Plenty of my friends will vouch for me when I say that, I was not in cool in college. Evidence for this is provided in black and white on my resume. There, you will discover that I was the Vice President of the International Business Council– an “elitist” organization within the Business department composed of … my four closest friends. We all elected ourselves to different roles and then mandated that entry into the “IBC” was by invite only. Neither cool, nor nice.
Because we were such a small group and our professor had amazing connections, we were able to take a two day field trip to Washington DC to personally meet the Jordanian ambassador at his embassy.
There is one important fact to keep in mind before I can proceed with the rest of this story: I, Meredith, am geographically challenged. It’s really rather impressive. If you ask me to find any Middle Eastern or Asian country on a world map, chances are I wouldn’t. My brother once asked me to point out the Hawaiian islands to him. I never found them… cause I was looking in the Atlantic ocean.
As my peers and I walked into the well guarded and gated embassy, we were welcomed with gifts, Jordanian flags, and ushered into a large conference room that was dimly lit and filled with customary foods and drinks.
The ambassador, whose name I can not recall, came in quietly and without pretension. Well dressed, handsome, and endlessly eloquent, he began to unpack for us the long history of Jordan, its people, it’s government, and it’s role in the world today. He also elaborated for us his role as the ambassador, what that looks like on a daily basis, and what he hoped to accomplish in the near future. He was truly brilliant. And he was royalty. Jordan is a monarchy, however their royals carry little influential weight in the creating or carrying out of policies.

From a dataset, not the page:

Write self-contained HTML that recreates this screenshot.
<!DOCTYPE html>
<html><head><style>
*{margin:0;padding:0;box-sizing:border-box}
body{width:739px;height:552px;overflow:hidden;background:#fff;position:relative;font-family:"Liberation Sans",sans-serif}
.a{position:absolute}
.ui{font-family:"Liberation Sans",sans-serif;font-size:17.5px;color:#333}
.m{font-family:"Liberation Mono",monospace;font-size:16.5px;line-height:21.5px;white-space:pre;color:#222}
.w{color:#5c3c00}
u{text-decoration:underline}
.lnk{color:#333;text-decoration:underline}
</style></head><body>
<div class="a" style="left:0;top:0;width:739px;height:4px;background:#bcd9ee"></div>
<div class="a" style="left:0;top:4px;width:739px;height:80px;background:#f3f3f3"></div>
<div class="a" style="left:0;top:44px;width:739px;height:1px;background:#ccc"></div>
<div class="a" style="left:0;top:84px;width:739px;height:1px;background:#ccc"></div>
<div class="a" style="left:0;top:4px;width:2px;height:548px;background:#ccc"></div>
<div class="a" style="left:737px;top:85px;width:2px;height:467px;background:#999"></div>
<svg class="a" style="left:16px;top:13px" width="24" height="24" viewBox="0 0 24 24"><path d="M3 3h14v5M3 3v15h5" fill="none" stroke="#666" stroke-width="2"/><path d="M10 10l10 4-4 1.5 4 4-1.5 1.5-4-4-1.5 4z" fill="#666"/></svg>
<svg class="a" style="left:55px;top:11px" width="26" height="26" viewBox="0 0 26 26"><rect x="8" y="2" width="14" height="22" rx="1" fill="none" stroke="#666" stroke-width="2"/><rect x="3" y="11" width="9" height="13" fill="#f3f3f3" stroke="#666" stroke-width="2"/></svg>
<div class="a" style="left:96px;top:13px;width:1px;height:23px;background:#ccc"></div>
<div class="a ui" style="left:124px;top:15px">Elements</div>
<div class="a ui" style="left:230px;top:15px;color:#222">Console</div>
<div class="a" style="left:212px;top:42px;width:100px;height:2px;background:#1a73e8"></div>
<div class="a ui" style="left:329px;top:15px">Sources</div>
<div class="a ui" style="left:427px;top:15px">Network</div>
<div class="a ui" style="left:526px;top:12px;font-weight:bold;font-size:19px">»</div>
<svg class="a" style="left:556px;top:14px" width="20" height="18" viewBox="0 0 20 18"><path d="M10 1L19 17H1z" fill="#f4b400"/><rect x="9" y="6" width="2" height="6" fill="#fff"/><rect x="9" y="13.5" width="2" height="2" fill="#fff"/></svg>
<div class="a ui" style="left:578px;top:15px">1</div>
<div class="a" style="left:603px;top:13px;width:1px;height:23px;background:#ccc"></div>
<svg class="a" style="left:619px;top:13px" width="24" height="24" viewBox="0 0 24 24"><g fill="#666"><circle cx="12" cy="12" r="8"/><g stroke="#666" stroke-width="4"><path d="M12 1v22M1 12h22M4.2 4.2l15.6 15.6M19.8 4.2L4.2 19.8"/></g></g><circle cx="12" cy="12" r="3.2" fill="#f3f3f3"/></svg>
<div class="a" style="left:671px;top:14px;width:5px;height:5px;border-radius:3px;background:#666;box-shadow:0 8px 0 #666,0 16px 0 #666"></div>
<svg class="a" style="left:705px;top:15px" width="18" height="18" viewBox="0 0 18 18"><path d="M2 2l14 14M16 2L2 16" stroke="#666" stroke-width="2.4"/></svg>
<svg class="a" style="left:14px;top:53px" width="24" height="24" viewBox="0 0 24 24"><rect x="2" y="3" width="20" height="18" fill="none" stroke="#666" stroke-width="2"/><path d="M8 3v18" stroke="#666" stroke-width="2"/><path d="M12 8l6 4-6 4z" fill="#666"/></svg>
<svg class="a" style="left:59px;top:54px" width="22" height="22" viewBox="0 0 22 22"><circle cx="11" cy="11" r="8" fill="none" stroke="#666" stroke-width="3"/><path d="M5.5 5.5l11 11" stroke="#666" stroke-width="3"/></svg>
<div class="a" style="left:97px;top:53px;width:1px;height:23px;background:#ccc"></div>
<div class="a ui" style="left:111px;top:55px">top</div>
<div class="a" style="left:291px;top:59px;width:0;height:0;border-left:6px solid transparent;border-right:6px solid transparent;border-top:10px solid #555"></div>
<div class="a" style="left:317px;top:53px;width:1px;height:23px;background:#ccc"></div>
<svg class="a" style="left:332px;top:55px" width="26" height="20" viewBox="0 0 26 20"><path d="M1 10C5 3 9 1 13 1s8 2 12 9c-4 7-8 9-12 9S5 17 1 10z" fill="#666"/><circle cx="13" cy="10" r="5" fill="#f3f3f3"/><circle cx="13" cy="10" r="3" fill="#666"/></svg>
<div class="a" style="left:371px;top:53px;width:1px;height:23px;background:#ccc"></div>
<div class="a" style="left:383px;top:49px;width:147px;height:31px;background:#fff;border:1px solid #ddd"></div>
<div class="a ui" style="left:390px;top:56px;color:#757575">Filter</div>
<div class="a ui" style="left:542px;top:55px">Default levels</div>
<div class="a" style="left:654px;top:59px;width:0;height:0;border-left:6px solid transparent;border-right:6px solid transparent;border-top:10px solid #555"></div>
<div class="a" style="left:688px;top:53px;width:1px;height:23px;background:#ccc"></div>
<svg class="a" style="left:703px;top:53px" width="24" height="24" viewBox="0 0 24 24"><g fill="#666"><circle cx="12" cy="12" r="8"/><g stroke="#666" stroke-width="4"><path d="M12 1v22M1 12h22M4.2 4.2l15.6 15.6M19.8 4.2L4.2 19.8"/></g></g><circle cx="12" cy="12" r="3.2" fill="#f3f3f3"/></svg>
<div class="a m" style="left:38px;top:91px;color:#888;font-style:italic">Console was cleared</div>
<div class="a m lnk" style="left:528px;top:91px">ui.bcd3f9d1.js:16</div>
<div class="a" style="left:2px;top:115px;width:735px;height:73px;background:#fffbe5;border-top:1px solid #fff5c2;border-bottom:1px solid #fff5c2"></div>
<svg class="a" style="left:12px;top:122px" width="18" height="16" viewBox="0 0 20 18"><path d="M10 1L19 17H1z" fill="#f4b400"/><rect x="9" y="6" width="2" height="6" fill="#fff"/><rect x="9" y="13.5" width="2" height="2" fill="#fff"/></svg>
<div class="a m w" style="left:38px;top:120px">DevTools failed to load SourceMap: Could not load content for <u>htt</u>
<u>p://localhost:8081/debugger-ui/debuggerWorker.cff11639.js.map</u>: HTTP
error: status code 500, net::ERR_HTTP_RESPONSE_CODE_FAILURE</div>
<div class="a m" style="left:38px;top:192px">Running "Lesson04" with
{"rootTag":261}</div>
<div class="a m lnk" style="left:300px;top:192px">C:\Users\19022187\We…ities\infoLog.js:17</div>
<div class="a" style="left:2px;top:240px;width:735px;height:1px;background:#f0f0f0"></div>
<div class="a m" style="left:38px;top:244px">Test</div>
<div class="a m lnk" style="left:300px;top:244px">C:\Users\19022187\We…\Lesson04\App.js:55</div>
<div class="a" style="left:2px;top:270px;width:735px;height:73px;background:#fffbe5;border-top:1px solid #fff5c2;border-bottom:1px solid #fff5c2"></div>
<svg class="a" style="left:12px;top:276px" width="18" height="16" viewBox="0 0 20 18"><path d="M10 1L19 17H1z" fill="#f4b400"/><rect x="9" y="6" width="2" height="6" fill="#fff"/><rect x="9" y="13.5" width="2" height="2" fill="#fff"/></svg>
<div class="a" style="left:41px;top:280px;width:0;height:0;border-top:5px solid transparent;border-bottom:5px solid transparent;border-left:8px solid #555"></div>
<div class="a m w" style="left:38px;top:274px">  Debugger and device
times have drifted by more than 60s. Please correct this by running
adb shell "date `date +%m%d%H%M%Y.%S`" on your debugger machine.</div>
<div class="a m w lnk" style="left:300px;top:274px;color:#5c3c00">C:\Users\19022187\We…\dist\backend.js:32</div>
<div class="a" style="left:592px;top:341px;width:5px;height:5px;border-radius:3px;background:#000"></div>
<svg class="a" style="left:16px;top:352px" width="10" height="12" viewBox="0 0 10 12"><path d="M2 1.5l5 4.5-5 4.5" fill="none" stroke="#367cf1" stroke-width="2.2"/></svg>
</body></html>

After he finished speaking and answering some of our questions, he swiftly exited to attend more important meetings.
My roommate at the time, Sarah, and I decided to wander over to the finger food table. As we stood there nibbling on baklava (one of my all time favorite desserts) the ambassador’s daughter and niece came strolling up to us.
Now it should be stated that Sarah is Egyptian. As in… she looks like Cleopatra. She’s an incredible girl who loves the Lord, is crazy smart, extremely witty, and was one of the biggest blessings of my senior year of college. Spiritually wise beyond her years, she was a counselor to me in so many ways.
“Excuse me,” said the ambassador’s daughter. Sarah and I stopped chewing and turned. “Excuse me, may I ask where you are from?” Her question was directed at Sarah.
“I’m Egyptian,” Sarah replied softly. Suddenly, the ambassador’s daughter and niece began talking to Sarah in Aramaic. Now because Sarah is awesome, she knew Aramaic and was able to respond accordingly.
Thanks to my short attention span, while they spoke gibberish, my eyes wandered back to the baklava and I tried to strategize just how I could sneak some into my purse for the long walk back to our hotel. But my plotting was suddenly interrupted when the ambassador’s daughter and niece turned their attention to me and repeated their question, “So where are you from?”
“Uhh… Texas?” I replied.
“Really? That’s so interesting because we both thought you were Palestinian!”
Now remember, me and geography don’t mix. So instead of laughing and saying “Oh no, no, no. I’m not Palestinian,” I literally thought to myself “Crap… where is Palestine?”
My roommate, seeing my internal turmoil, gracefully stepped in and said “Oh no, she’s not. But I can see why you would think that. She does have darker features.”
Needless to say, I went home and did some serious Googling to determine where Palestine was and what their women looked like.
Turns out Palestine is not where I guessed it was and being thought Palestinian wasn’t a compliment.